Bisa jadi PT. Waskita Karya (WSKT) tinggal kenangan bila aneka kasus korupsi terjadi di era-Gus Dur alias Abdurachman Wahid saat menjadi Presiden keempat (1999- 2001).
Alasannya sederhana, Departeman Sosial dan Departemen Penerangan dibubarkan Gus Dur karena menjadi “sarang korupsi. ”
Sederhana metoda Gus Dur dalam berangus korupsi. Tidak perlu pakai pidato dan atau seremoni dan pijakan hukum luar biasa terlebih dahulu, seperti UU Tipikor Nomor 31/1999 yang diubah menjadi UU Nomor 20/2001.

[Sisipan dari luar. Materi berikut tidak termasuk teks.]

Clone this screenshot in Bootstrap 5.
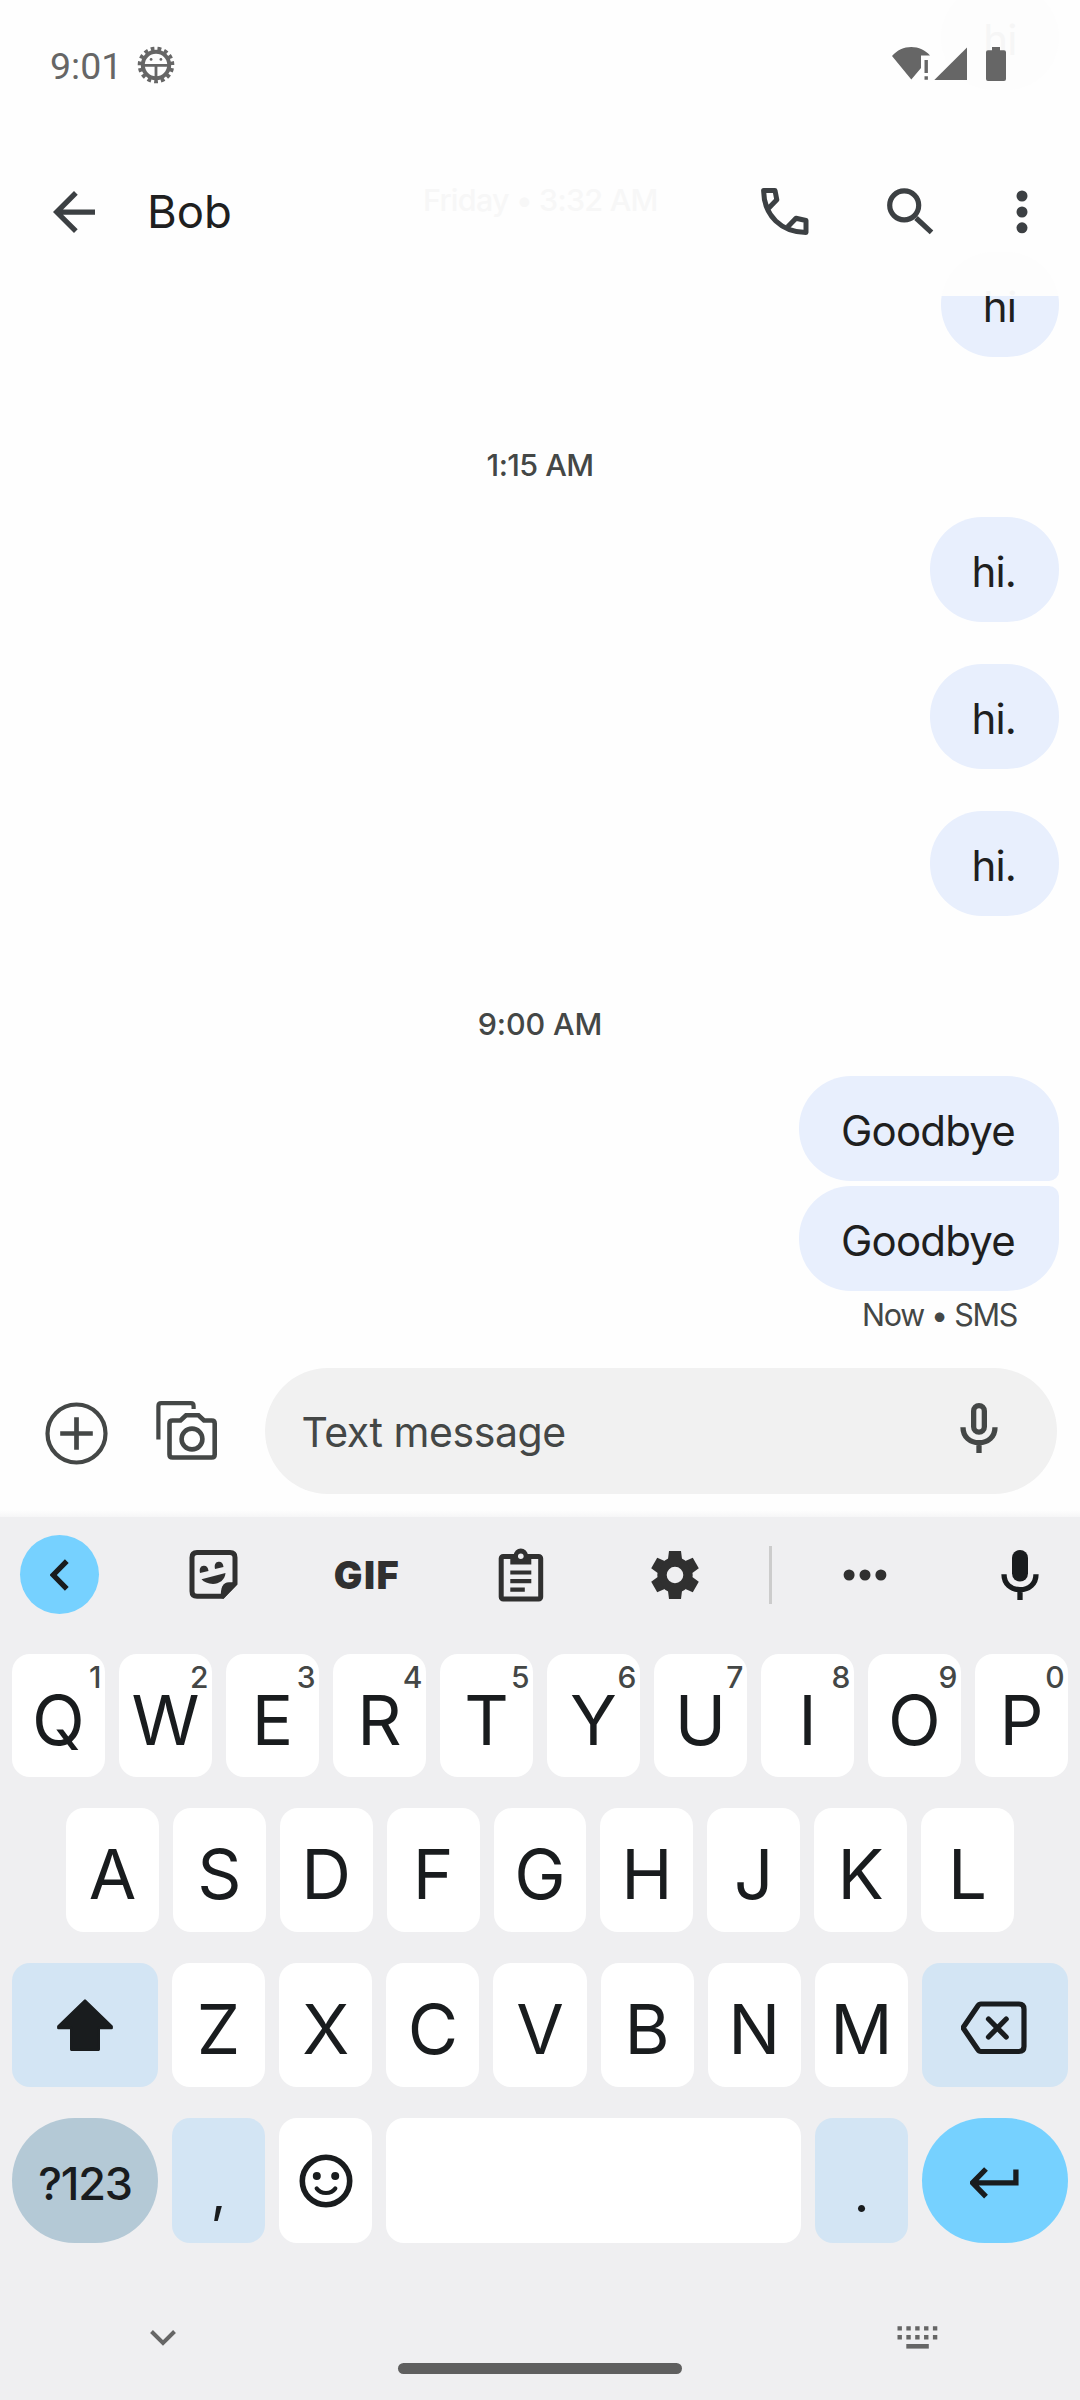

Intinya, almarhum lebih berorientasi kepada tindakan dan bukan ancaman-ancaman yang kemudian lapuk dimakan waktu tanpa tindakan.
Waskita Karya yang sempat menjadi dambaan anak muda lulusan perguruan tinggi untuk berkarir di era Soeharto tahun 1990-an, kini justru didera praktik koruptif.
Mulai dugaan penyimpangan penggunaan dana sindikasi perbankan pada Waskita dan anak usaha PT. Waskita Beton Precast (WBP) .
Hingga jual beli tanah plant di Bojonegara, Kabupaten Serang yang memaksa Jajaran Pemkab Serang bolak -balik mendatangi Kejaksaan Agung, termasuk Bupati Ratu Atut Chasanah.
Sejumlah Dirut dan Direktur PT. WBP dan PT. Waskita Karya dijadikan tersangka dan ditahan.
Terakhir, Dirut PT. Waskita Karya Destiawan Soewardjono, Kamis (27/4) ditetapkan tersangka dan dijebloskan ke penjara !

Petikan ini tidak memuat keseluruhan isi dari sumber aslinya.